Give the listing again character for character, but drop the images.

Data records
* * * * * * *

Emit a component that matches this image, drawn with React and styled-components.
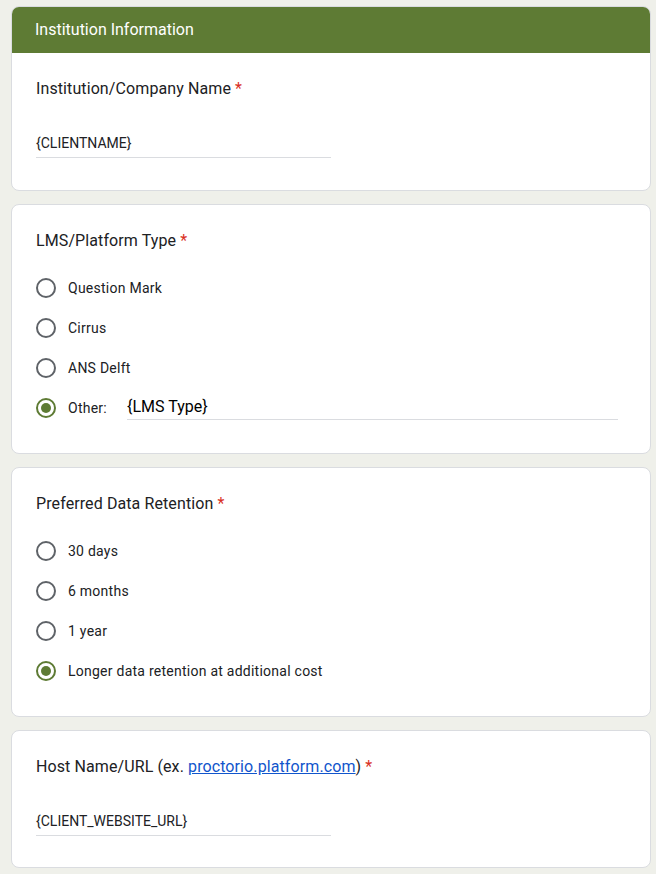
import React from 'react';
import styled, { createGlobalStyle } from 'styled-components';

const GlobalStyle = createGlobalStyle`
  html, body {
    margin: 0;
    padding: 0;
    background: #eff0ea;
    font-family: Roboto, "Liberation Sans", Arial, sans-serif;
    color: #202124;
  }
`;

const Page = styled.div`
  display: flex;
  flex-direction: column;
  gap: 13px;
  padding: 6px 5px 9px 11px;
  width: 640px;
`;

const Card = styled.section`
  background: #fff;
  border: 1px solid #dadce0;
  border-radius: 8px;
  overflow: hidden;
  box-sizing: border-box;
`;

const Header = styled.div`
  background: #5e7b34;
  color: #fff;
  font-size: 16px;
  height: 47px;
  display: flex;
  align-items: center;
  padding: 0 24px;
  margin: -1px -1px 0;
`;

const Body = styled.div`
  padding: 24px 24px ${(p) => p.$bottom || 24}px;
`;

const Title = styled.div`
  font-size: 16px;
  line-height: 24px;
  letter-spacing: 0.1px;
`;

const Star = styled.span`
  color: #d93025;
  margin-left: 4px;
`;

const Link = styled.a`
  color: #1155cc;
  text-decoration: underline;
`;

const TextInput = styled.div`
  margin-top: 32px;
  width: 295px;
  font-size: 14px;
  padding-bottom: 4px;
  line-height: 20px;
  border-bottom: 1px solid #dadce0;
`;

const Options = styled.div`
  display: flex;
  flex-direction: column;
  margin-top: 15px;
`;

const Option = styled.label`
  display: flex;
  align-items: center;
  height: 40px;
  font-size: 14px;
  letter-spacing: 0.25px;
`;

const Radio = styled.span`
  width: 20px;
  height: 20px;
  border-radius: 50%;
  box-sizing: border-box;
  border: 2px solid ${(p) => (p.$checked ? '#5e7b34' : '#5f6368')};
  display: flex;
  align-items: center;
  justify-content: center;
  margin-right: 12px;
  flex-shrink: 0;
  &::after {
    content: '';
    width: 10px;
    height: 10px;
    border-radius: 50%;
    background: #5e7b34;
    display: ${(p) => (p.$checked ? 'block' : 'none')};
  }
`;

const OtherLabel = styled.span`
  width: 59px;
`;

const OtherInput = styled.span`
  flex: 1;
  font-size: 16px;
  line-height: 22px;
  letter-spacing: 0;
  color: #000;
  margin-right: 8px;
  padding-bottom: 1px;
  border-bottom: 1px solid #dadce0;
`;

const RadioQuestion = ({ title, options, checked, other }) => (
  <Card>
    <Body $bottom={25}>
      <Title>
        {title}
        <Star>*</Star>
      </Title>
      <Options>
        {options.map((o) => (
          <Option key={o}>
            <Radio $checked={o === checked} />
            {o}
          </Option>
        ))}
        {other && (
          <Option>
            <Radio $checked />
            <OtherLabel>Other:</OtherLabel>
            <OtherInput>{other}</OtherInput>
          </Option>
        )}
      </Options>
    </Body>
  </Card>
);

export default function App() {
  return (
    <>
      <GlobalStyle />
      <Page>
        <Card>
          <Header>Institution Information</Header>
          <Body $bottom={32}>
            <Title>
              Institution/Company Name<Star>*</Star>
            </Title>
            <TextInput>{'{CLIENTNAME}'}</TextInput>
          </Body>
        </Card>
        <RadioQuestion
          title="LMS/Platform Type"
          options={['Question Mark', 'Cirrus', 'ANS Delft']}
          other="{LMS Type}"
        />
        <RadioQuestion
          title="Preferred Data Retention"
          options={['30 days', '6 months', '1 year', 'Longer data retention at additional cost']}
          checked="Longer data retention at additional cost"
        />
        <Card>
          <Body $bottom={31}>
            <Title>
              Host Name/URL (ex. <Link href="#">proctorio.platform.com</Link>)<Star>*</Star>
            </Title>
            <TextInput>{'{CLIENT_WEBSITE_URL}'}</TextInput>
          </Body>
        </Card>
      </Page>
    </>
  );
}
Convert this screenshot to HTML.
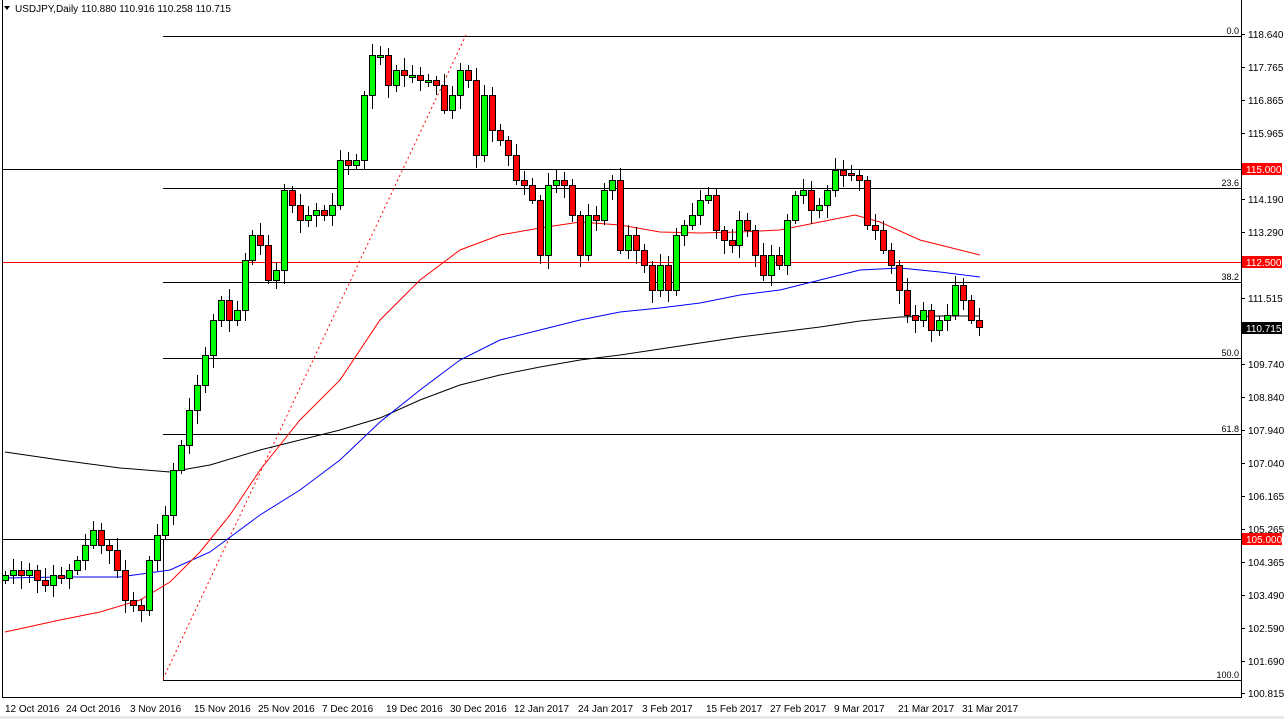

* * * * * * *

▶ [Result for this task]
Emit a component that matches this image, drawn with React and styled-components.
import React from 'react';
import styled, { createGlobalStyle } from 'styled-components';

const GlobalStyle = createGlobalStyle`
  html, body {
    margin: 0;
    padding: 0;
    background: #eff0ea;
    font-family: Roboto, "Liberation Sans", Arial, sans-serif;
    color: #202124;
  }
`;

const Page = styled.div`
  display: flex;
  flex-direction: column;
  gap: 13px;
  padding: 6px 5px 9px 11px;
  width: 640px;
`;

const Card = styled.section`
  background: #fff;
  border: 1px solid #dadce0;
  border-radius: 8px;
  overflow: hidden;
  box-sizing: border-box;
`;

const Header = styled.div`
  background: #5e7b34;
  color: #fff;
  font-size: 16px;
  height: 47px;
  display: flex;
  align-items: center;
  padding: 0 24px;
  margin: -1px -1px 0;
`;

const Body = styled.div`
  padding: 24px 24px ${(p) => p.$bottom || 24}px;
`;

const Title = styled.div`
  font-size: 16px;
  line-height: 24px;
  letter-spacing: 0.1px;
`;

const Star = styled.span`
  color: #d93025;
  margin-left: 4px;
`;

const Link = styled.a`
  color: #1155cc;
  text-decoration: underline;
`;

const TextInput = styled.div`
  margin-top: 32px;
  width: 295px;
  font-size: 14px;
  padding-bottom: 4px;
  line-height: 20px;
  border-bottom: 1px solid #dadce0;
`;

const Options = styled.div`
  display: flex;
  flex-direction: column;
  margin-top: 15px;
`;

const Option = styled.label`
  display: flex;
  align-items: center;
  height: 40px;
  font-size: 14px;
  letter-spacing: 0.25px;
`;

const Radio = styled.span`
  width: 20px;
  height: 20px;
  border-radius: 50%;
  box-sizing: border-box;
  border: 2px solid ${(p) => (p.$checked ? '#5e7b34' : '#5f6368')};
  display: flex;
  align-items: center;
  justify-content: center;
  margin-right: 12px;
  flex-shrink: 0;
  &::after {
    content: '';
    width: 10px;
    height: 10px;
    border-radius: 50%;
    background: #5e7b34;
    display: ${(p) => (p.$checked ? 'block' : 'none')};
  }
`;

const OtherLabel = styled.span`
  width: 59px;
`;

const OtherInput = styled.span`
  flex: 1;
  font-size: 16px;
  line-height: 22px;
  letter-spacing: 0;
  color: #000;
  margin-right: 8px;
  padding-bottom: 1px;
  border-bottom: 1px solid #dadce0;
`;

const RadioQuestion = ({ title, options, checked, other }) => (
  <Card>
    <Body $bottom={25}>
      <Title>
        {title}
        <Star>*</Star>
      </Title>
      <Options>
        {options.map((o) => (
          <Option key={o}>
            <Radio $checked={o === checked} />
            {o}
          </Option>
        ))}
        {other && (
          <Option>
            <Radio $checked />
            <OtherLabel>Other:</OtherLabel>
            <OtherInput>{other}</OtherInput>
          </Option>
        )}
      </Options>
    </Body>
  </Card>
);

export default function App() {
  return (
    <>
      <GlobalStyle />
      <Page>
        <Card>
          <Header>Institution Information</Header>
          <Body $bottom={32}>
            <Title>
              Institution/Company Name<Star>*</Star>
            </Title>
            <TextInput>{'{CLIENTNAME}'}</TextInput>
          </Body>
        </Card>
        <RadioQuestion
          title="LMS/Platform Type"
          options={['Question Mark', 'Cirrus', 'ANS Delft']}
          other="{LMS Type}"
        />
        <RadioQuestion
          title="Preferred Data Retention"
          options={['30 days', '6 months', '1 year', 'Longer data retention at additional cost']}
          checked="Longer data retention at additional cost"
        />
        <Card>
          <Body $bottom={31}>
            <Title>
              Host Name/URL (ex. <Link href="#">proctorio.platform.com</Link>)<Star>*</Star>
            </Title>
            <TextInput>{'{CLIENT_WEBSITE_URL}'}</TextInput>
          </Body>
        </Card>
      </Page>
    </>
  );
}
Convert this screenshot to HTML.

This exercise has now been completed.